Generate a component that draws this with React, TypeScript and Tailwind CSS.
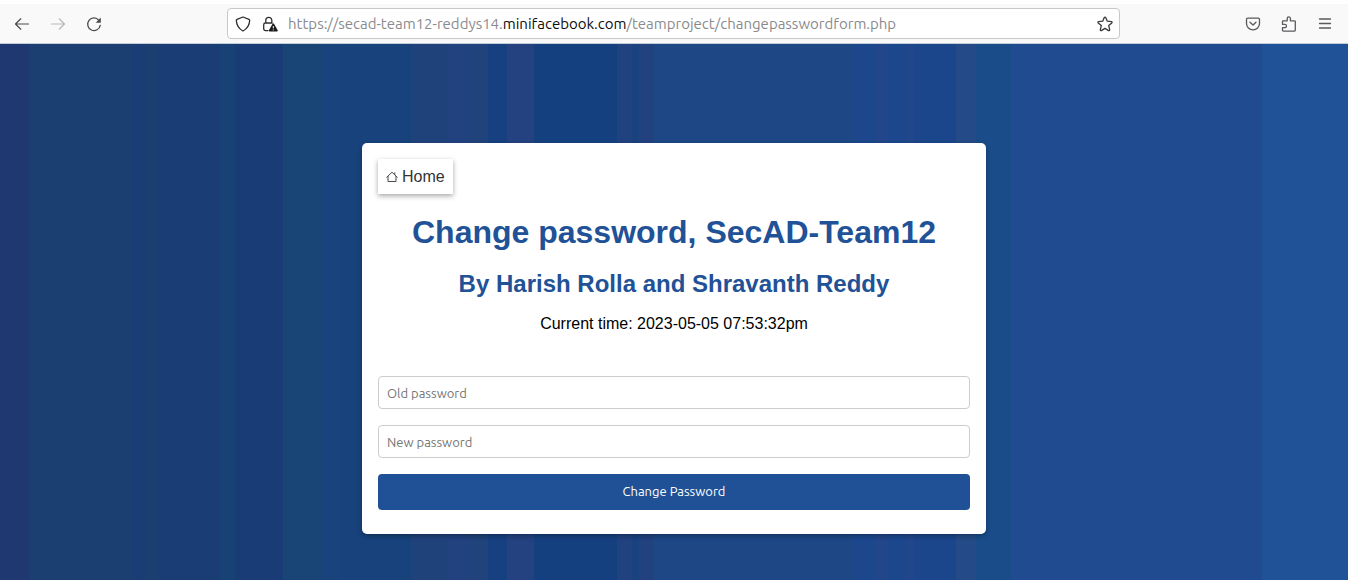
import React from "react";

const iconButton = "flex size-8 items-center justify-center";

function BackIcon() {
  return (
    <svg className="size-4" viewBox="0 0 16 16" fill="none" stroke="#4a4a4c" strokeWidth="1.2" strokeLinecap="round" strokeLinejoin="round" aria-hidden="true">
      <path d="M14.5 8H1.5M6.800 2.800 1.500 8l5.300 5.200" />
    </svg>
  );
}

function ForwardIcon() {
  return (
    <svg className="size-4" viewBox="0 0 16 16" fill="none" stroke="#b9b9bb" strokeWidth="1.2" strokeLinecap="round" strokeLinejoin="round" aria-hidden="true">
      <path d="M1.500 8h13M9.200 2.800 14.500 8l-5.300 5.200" />
    </svg>
  );
}

function ReloadIcon() {
  return (
    <svg className="size-4" viewBox="0 0 16 16" fill="none" stroke="#4a4a4c" strokeWidth="1.300" strokeLinecap="round" aria-hidden="true">
      <path d="M12.900 4.300A6.300 6.300 0 1 0 14.200 9.300" />
      <path d="M14.800 1.600v4.600a.5.5 0 0 1-.5.5H9.700z" fill="#4a4a4c" stroke="none" />
    </svg>
  );
}

function ShieldIcon() {
  return (
    <svg className="size-4" viewBox="0 0 16 16" fill="none" stroke="#2f2f33" strokeWidth="1.300" strokeLinejoin="round" aria-hidden="true">
      <path d="M8 1 14 3.300c.4.200.7.500.7 1C14.500 9 12.400 12.600 8 15 3.600 12.600 1.500 9 1.300 4.300c0-.5.300-.8.700-1z" />
    </svg>
  );
}

function LockWarningIcon() {
  return (
    <svg className="size-4" viewBox="0 0 16 16" fill="none" aria-hidden="true">
      <path d="M3.800 7V4.300a3 3 0 0 1 6 0V7M6 14.600H3.500a1.800 1.800 0 0 1-1.800-1.800V8.800A1.800 1.800 0 0 1 3.500 7h6.700" stroke="#2f2f33" strokeWidth="1.300" strokeLinecap="round" />
      <path d="M10.600 7.700a.8.8 0 0 1 1.400 0l3.700 6.500a.8.8 0 0 1-.7 1.200H7.600a.8.8 0 0 1-.7-1.200z" fill="#1b1b1e" />
      <path d="M11.300 10v2.400M11.300 13.500v.9" stroke="#fff" strokeWidth="1" />
    </svg>
  );
}

function StarIcon() {
  return (
    <svg className="size-4" viewBox="0 0 16 16" fill="none" stroke="#38383b" strokeWidth="1.300" strokeLinejoin="round" aria-hidden="true">
      <path d="M7.300 1.500a.8.8 0 0 1 1.400 0l1.600 3.700 4.100.4c.7.100.9.800.4 1.300l-3.100 2.700 1 4.200c.1.700-.5 1.100-1.100.8L8 12.400l-3.600 2.200c-.6.300-1.200-.1-1.100-.8l1-4.200L1.200 6.900c-.5-.5-.3-1.200.4-1.300l4.100-.4z" />
    </svg>
  );
}

function PocketIcon() {
  return (
    <svg className="size-4" viewBox="0 0 16 16" fill="none" stroke="#5a5a5c" strokeWidth="1.300" strokeLinecap="round" strokeLinejoin="round" aria-hidden="true">
      <path d="M2.800 2.100h10.400a1.300 1.300 0 0 1 1.300 1.300v4.200a6.500 6.200 0 0 1-13 0V3.400a1.300 1.300 0 0 1 1.300-1.300z" />
      <path d="m5 6.300 3 2.800 3-2.800" />
    </svg>
  );
}

function ExtensionIcon() {
  return (
    <svg className="size-4" viewBox="0 0 16 16" fill="none" stroke="#5a5a5c" strokeWidth="1.300" strokeLinejoin="round" aria-hidden="true">
      <path d="M2.300 4.800h3.900V2.500a1.600 1.600 0 0 1 3.200 0v2.300h4.100a.8.8 0 0 1 .8.800v8.700a.8.8 0 0 1-.8.800H2.300a.8.8 0 0 1-.8-.8v-2.600h2.300a1.600 1.600 0 0 0 0-3.300H1.500V5.600a.8.8 0 0 1 .8-.8z" />
    </svg>
  );
}

function MenuIcon() {
  return (
    <svg className="size-4" viewBox="0 0 16 16" fill="none" stroke="#5a5a5c" strokeWidth="1.300" strokeLinecap="round" aria-hidden="true">
      <path d="M2.500 3h11M2.500 7.500h11M2.500 12h11" />
    </svg>
  );
}

function HomeIcon() {
  return (
    <svg className="size-3" viewBox="0 0 12 12" fill="none" stroke="#4b4b4b" strokeWidth="1" strokeLinejoin="round" strokeLinecap="round" aria-hidden="true">
      <path d="M.7 6.300 6 1.200l5.300 5.100M2 5.300v5.200h8V5.300M8.800 1.800v1.800" />
    </svg>
  );
}

function BrowserBar() {
  return (
    <header className="flex h-11 border-t-4 border-b border-t-white border-b-[#c3cbd8] bg-[#f9f9fa]">
      <nav className="flex w-[227px] shrink-0 items-center gap-1 pl-1.5" aria-label="History">
        <button type="button" className={iconButton} aria-label="Back"><BackIcon /></button>
        <button type="button" className={iconButton} aria-label="Forward"><ForwardIcon /></button>
        <button type="button" className={iconButton} aria-label="Reload"><ReloadIcon /></button>
      </nav>
      <div className="my-1 flex min-w-0 flex-1 items-center rounded-sm border border-[#c8c8ca] bg-white pr-1.5 pl-[7px]">
        <button type="button" aria-label="Tracking protection"><ShieldIcon /></button>
        <button type="button" className="ml-[11px]" aria-label="Connection"><LockWarningIcon /></button>
        <p className="ml-2.5 min-w-0 flex-1 truncate text-[15px] leading-6 text-[#8a8a8d]">
          https://secad-team12-reddys14.<span className="text-[#0c0c0d]">minifacebook.com</span>/teamproject/changepasswordform.php
        </p>
        <button type="button" aria-label="Bookmark"><StarIcon /></button>
      </div>
      <div className="flex w-[228px] shrink-0 items-center justify-end gap-1 pr-[7px]">
        <button type="button" className={iconButton} aria-label="Pocket"><PocketIcon /></button>
        <button type="button" className={iconButton} aria-label="Extensions"><ExtensionIcon /></button>
        <button type="button" className={iconButton} aria-label="Menu"><MenuIcon /></button>
      </div>
    </header>
  );
}

function PasswordField({ label }: { label: string }) {
  return (
    <input
      type="password"
      aria-label={label}
      placeholder={label}
      className="mb-4 block h-[33px] w-full rounded-sm border border-[#cccccc] bg-white px-2 text-[13px] text-black placeholder:text-[#757575]"
    />
  );
}

export default function App() {
  return (
    <div className="flex min-h-screen flex-col font-['Ubuntu','Noto_Sans',sans-serif]">
      <BrowserBar />
      <main className="flex-1 bg-[linear-gradient(to_right,#1f3872_0_2.2%,#1b3f70_2.2%_9.7%,#1a3d76_9.7%_10.8%,#1b3f70_10.8%_11.7%,#1a3d75_11.7%_16.3%,#184276_16.3%_17.4%,#1a3c76_17.4%_21%,#184476_21%_23.8%,#18437c_23.8%_25.4%,#17427b_25.4%_30.5%,#20427b_30.5%_33.2%,#21417f_33.2%_34.9%,#1f437a_34.9%_36.2%,#16407f_36.2%_37.6%,#23427f_37.6%_39.6%,#15407f_39.6%_45.8%,#20427f_45.8%_46.9%,#19427f_46.9%_47.4%,#21427f_47.4%_48.5%,#1d4785_48.5%_63.3%,#1c478d_63.3%_64.9%,#22468a_64.9%_65.9%,#1c478d_65.9%_67.2%,#22468a_67.2%_67.8%,#1b468b_67.8%_70.9%,#244b87_70.9%_72.4%,#1a4c8a_72.4%_75%,#214b90_75%_93.6%,#1f5297_93.6%)] px-4 pt-[99px] pb-[46px]">
        <section className="mx-auto w-full max-w-[624px] rounded-[5px] bg-white px-4 pt-4 pb-6 font-['Liberation_Sans',Arial,sans-serif] shadow-[0_2px_5px_rgba(0,0,0,0.3)]">
          <a href="index.php" className="inline-flex h-[35px] items-center gap-1 bg-white px-2 align-top text-base text-[#333333] shadow-[0_2px_5px_rgba(0,0,0,0.35)]">
            <HomeIcon />
            Home
          </a>
          <div className="text-center">
            <h1 className="mt-5 text-[32px] leading-9 font-bold text-[#215196]">Change password, SecAD-Team12</h1>
            <h2 className="mt-5 text-2xl leading-7 font-bold text-[#215196]">By Harish Rolla and Shravanth Reddy</h2>
            <p className="mt-4 text-base leading-5 text-black">Current time: 2023-05-05 07:53:32pm</p>
          </div>
          <form className="mt-[42px] font-['Ubuntu','Noto_Sans',sans-serif]" onSubmit={(event) => event.preventDefault()}>
            <PasswordField label="Old password" />
            <PasswordField label="New password" />
            <button type="submit" className="block h-9 w-full rounded-sm bg-[#205196] text-[13px] text-white">
              Change Password
            </button>
          </form>
        </section>
      </main>
    </div>
  );
}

* * * * *

Task requirements: Go through the preceding material and copy each line that has the word "React".

Output of the task:
Generate a component that draws this with React, TypeScript and Tailwind CSS.
import React from "react";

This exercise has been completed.